Yes and no: the Trezor device is designed to be usable with air-gapped workflows in principle (unsigned transaction data can be transferred via QR or SD where supported). The Suite is primarily a desktop application that simplifies the UX. For strict air-gapped setups you will use additional steps and tools; those approaches increase security but also operational complexity.
What happens if I forget my passphrase or lose the seed?
Forgetting a passphrase typically means permanent loss of access to the account derived from that passphrase. Losing the seed without backups also means permanent loss. That’s why redundancy and careful, tested recovery procedures are central to the hardware-wallet model: the device protects against remote risks, but human error and physical loss remain critical failure modes.
Is a hardware wallet necessary for small holdings?
Not strictly.
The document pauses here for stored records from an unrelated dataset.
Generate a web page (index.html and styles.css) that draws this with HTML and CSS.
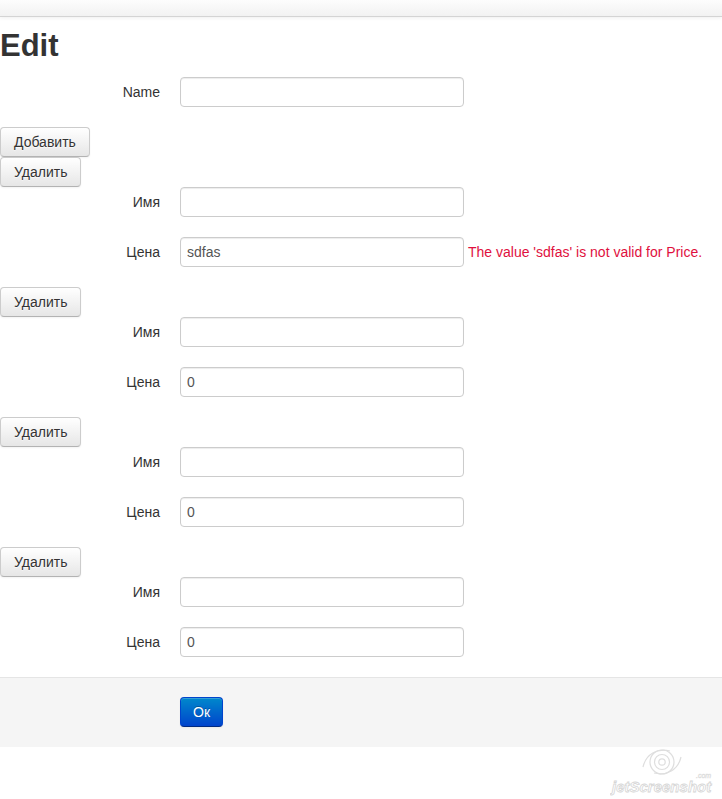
FILE: index.html
```html
<!DOCTYPE html>
<html>
<head>
<meta charset="utf-8">
<title>Edit</title>
<link rel="stylesheet" href="styles.css">
</head>
<body>
<div class="navbar"></div>
<h1 class="title">Edit</h1>
<form class="form-horizontal">
  <div class="control-group">
    <label class="control-label">Name</label>
    <div class="controls"><input class="field" type="text" value=""></div>
  </div>
  <div class="btn-row"><button type="button" class="btn">Добавить</button></div>

  <div class="btn-row"><button type="button" class="btn">Удалить</button></div>
  <div class="control-group">
    <label class="control-label">Имя</label>
    <div class="controls"><input class="field" type="text" value=""></div>
  </div>
  <div class="control-group">
    <label class="control-label">Цена</label>
    <div class="controls"><input class="field" type="text" value="sdfas"><span class="field-error">The value 'sdfas' is not valid for Price.</span></div>
  </div>

  <div class="btn-row"><button type="button" class="btn">Удалить</button></div>
  <div class="control-group">
    <label class="control-label">Имя</label>
    <div class="controls"><input class="field" type="text" value=""></div>
  </div>
  <div class="control-group">
    <label class="control-label">Цена</label>
    <div class="controls"><input class="field" type="text" value="0"></div>
  </div>

  <div class="btn-row"><button type="button" class="btn">Удалить</button></div>
  <div class="control-group">
    <label class="control-label">Имя</label>
    <div class="controls"><input class="field" type="text" value=""></div>
  </div>
  <div class="control-group">
    <label class="control-label">Цена</label>
    <div class="controls"><input class="field" type="text" value="0"></div>
  </div>

  <div class="btn-row"><button type="button" class="btn">Удалить</button></div>
  <div class="control-group">
    <label class="control-label">Имя</label>
    <div class="controls"><input class="field" type="text" value=""></div>
  </div>
  <div class="control-group">
    <label class="control-label">Цена</label>
    <div class="controls"><input class="field" type="text" value="0"></div>
  </div>

  <div class="form-actions">
    <button type="button" class="btn btn-primary">Ок</button>
  </div>
</form>
<div class="watermark">
  <svg width="106" height="50" viewBox="0 0 106 50">
    <g fill="none" stroke="#dedede" stroke-width="1.2">
      <circle cx="52" cy="15" r="12"/>
      <circle cx="52" cy="15" r="7.5"/>
      <circle cx="52" cy="15" r="3.2"/>
      <path d="M33 20 C36 7 47 1 60 4"/>
      <path d="M71 10 C68 23 57 29 44 26"/>
    </g>
    <text x="86" y="31" font-family="Liberation Sans, sans-serif" font-size="7" font-style="italic" fill="#fff" stroke="#dcdcdc" stroke-width="0.5">.com</text>
    <text x="2" y="45" font-family="Liberation Sans, sans-serif" font-size="15" font-style="italic" font-weight="bold" fill="#fff" stroke="#d6d6d6" stroke-width="0.8">jetScreenshot</text>
  </svg>
</div>
</body>
</html>
```

FILE: styles.css
```css
html, body {
  margin: 0;
  padding: 0;
}
body {
  font-family: "Liberation Sans", Arial, sans-serif;
  font-size: 14px;
  line-height: 20px;
  color: #333;
  background: #fff;
}
.navbar {
  height: 16px;
  background: linear-gradient(#fdfdfd, #f2f2f2);
  border-bottom: 1px solid #d4d4d4;
  box-shadow: 0 1px 4px rgba(0, 0, 0, 0.065);
}
.title {
  margin: 9px 0 11px;
  font-size: 31px;
  line-height: 40px;
  font-weight: bold;
  color: #333;
}
.form-horizontal {
  margin: 0;
}
.control-group {
  margin-bottom: 20px;
  display: flex;
  align-items: flex-start;
}
.control-label {
  width: 160px;
  flex: none;
  padding-top: 5px;
  text-align: right;
  line-height: 20px;
}
.controls {
  margin-left: 20px;
  display: flex;
  align-items: center;
  height: 30px;
}
.field {
  box-sizing: border-box;
  width: 284px;
  height: 30px;
  padding: 4px 6px;
  margin: 0;
  font-family: "Liberation Sans", Arial, sans-serif;
  font-size: 14px;
  line-height: 20px;
  color: #555;
  background: #fff;
  border: 1px solid #ccc;
  border-radius: 4px;
  box-shadow: inset 0 1px 1px rgba(0, 0, 0, 0.075);
  outline: none;
}
.field-error {
  margin-left: 4px;
  color: #e0103e;
  white-space: nowrap;
}
.btn-row {
  display: flex;
}
.btn {
  box-sizing: border-box;
  height: 30px;
  padding: 4px 13px;
  margin: 0;
  font-family: "Liberation Sans", Arial, sans-serif;
  font-size: 14px;
  line-height: 20px;
  color: #333;
  text-shadow: 0 1px 1px rgba(255, 255, 255, 0.75);
  background: linear-gradient(#ffffff, #e6e6e6);
  border: 1px solid #cccccc;
  border-bottom-color: #b3b3b3;
  border-radius: 4px;
  box-shadow: inset 0 1px 0 rgba(255, 255, 255, 0.2), 0 1px 2px rgba(0, 0, 0, 0.05);
  cursor: pointer;
}
.btn-primary {
  padding: 4px 12px;
  color: #fff;
  text-shadow: 0 -1px 0 rgba(0, 0, 0, 0.25);
  background: linear-gradient(#0088cc, #0044cc);
  border-color: #0044cc #0044cc #002a80;
}
.form-actions {
  padding: 19px 20px 20px 180px;
  margin: 0;
  background: #f5f5f5;
  border-top: 1px solid #e5e5e5;
  display: flex;
}
.watermark {
  display: flex;
  justify-content: flex-end;
  padding: 0 6px 0 0;
}
.watermark svg {
  display: block;
}
```
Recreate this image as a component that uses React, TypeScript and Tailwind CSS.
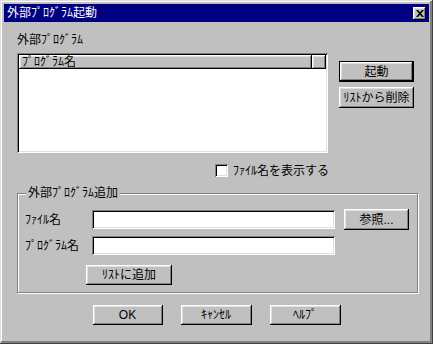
import React from "react";

const raised =
  "shadow-[inset_-1px_-1px_#000,inset_1px_1px_#fff,inset_-2px_-2px_#808080,inset_2px_2px_#dfdfdf]";
const sunken =
  "shadow-[inset_1px_1px_#808080,inset_-1px_-1px_#fff,inset_2px_2px_#000,inset_-2px_-2px_#dfdfdf]";

function Btn({ label, className = "", isDefault = false }: { label: string; className?: string; isDefault?: boolean }) {
  if (isDefault) {
    return (
      <div className={`border border-black ${className}`}>
        <div className={`h-full w-full bg-[#c0c0c0] flex items-center justify-center whitespace-nowrap ${raised}`}>{label}</div>
      </div>
    );
  }
  return (
    <div className={`bg-[#c0c0c0] flex items-center justify-center whitespace-nowrap ${raised} ${className}`}>{label}</div>
  );
}

function Field() {
  return <div className={`w-[243px] h-[19px] bg-white ${sunken}`} />;
}

export default function App() {
  return (
    <div className="w-[433px] h-[344px] bg-[#c0c0c0] p-[4px] flex flex-col text-[12px] leading-[14px] text-black font-['Liberation_Sans','Noto_Sans_CJK_JP',sans-serif] shadow-[inset_-1px_-1px_#404040,inset_1px_1px_#dfdfdf,inset_-3px_-3px_#808080,inset_2px_2px_#fff]">
      {/* title bar */}
      <div className="h-[18px] bg-[#000080] flex items-center justify-between pl-[3px] pr-[3px]">
        <span className="text-white">外部ﾌﾟﾛｸﾞﾗﾑ起動</span>
        <div className={`w-[13px] h-[13px] bg-[#c0c0c0] flex items-center justify-center ${raised}`}>
          <svg width="8" height="7" viewBox="0 0 8 7">
            <path d="M0 0h2l2 2.3L6 0h2L5 3.5 8 7H6L4 4.7 2 7H0l3-3.5z" fill="#000" />
          </svg>
        </div>
      </div>

      <div className="px-[13px] flex flex-col">
        <div className="mt-[11px] h-[14px]">外部ﾌﾟﾛｸﾞﾗﾑ</div>

        <div className="mt-[6px] flex">
          <div className={`w-[311px] h-[100px] bg-white p-[2px] ${sunken}`}>
            <div className="flex h-[14px]">
              <div className={`w-[293px] bg-[#c0c0c0] pl-[3px] ${raised}`}>ﾌﾟﾛｸﾞﾗﾑ名</div>
              <div className={`flex-1 bg-[#c0c0c0] ${raised}`} />
            </div>
          </div>
          <div className="ml-[11px] pt-[8px] flex flex-col gap-[5px]">
            <Btn label="起動" isDefault className="w-[75px] h-[21px]" />
            <Btn label="ﾘｽﾄから削除" className="w-[75px] h-[21px]" />
          </div>
        </div>

        <div className="mt-[11px] pl-[198px] flex items-center h-[13px]">
          <div className={`w-[13px] h-[13px] bg-white ${sunken}`} />
          <span className="ml-[5px]">ﾌｧｲﾙ名を表示する</span>
        </div>

        <div className="relative mt-[16px] w-[401px] border border-[#808080] shadow-[inset_1px_1px_#fff,1px_1px_#fff] pt-[15px] pb-[7px] pl-[7px]">
          <span className="absolute -top-[8px] left-[8px] bg-[#c0c0c0] px-[2px]">外部ﾌﾟﾛｸﾞﾗﾑ追加</span>
          <div className="flex items-center h-[21px]">
            <span className="w-[67px]">ﾌｧｲﾙ名</span>
            <Field />
            <Btn label="参照..." className="ml-[9px] w-[65px] h-[21px]" />
          </div>
          <div className="mt-[6px] flex items-center h-[19px]">
            <span className="w-[67px]">ﾌﾟﾛｸﾞﾗﾑ名</span>
            <Field />
          </div>
          <Btn label="ﾘｽﾄに追加" className="mt-[10px] ml-[61px] w-[86px] h-[20px]" />
        </div>
      </div>

      <div className="mt-[12px] flex justify-center gap-[18px]">
        <Btn label="OK" className="w-[70px] h-[20px]" />
        <Btn label="ｷｬﾝｾﾙ" className="w-[71px] h-[20px]" />
        <Btn label="ﾍﾙﾌﾟ" className="w-[71px] h-[20px]" />
      </div>
    </div>
  );
}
Small, actively traded holdings often live more comfortably in software wallets. The pragmatic approach many U.S. users adopt is to split holdings: keep a small «hot» wallet for everyday use and a larger «cold» reserve on a hardware wallet. This balances convenience and risk in a way that scales with the value at stake.
How do I verify that my Trezor device and the Suite are authentic?
Verify device packaging and tamper-evidence at purchase, buy from official channels when possible, check the device’s boot and firmware signatures during setup using the Suite, and follow the vendor’s instructions for first-time initialization. These steps lower supply-chain risk but cannot reduce it to zero—vigilance and reputable sourcing matter.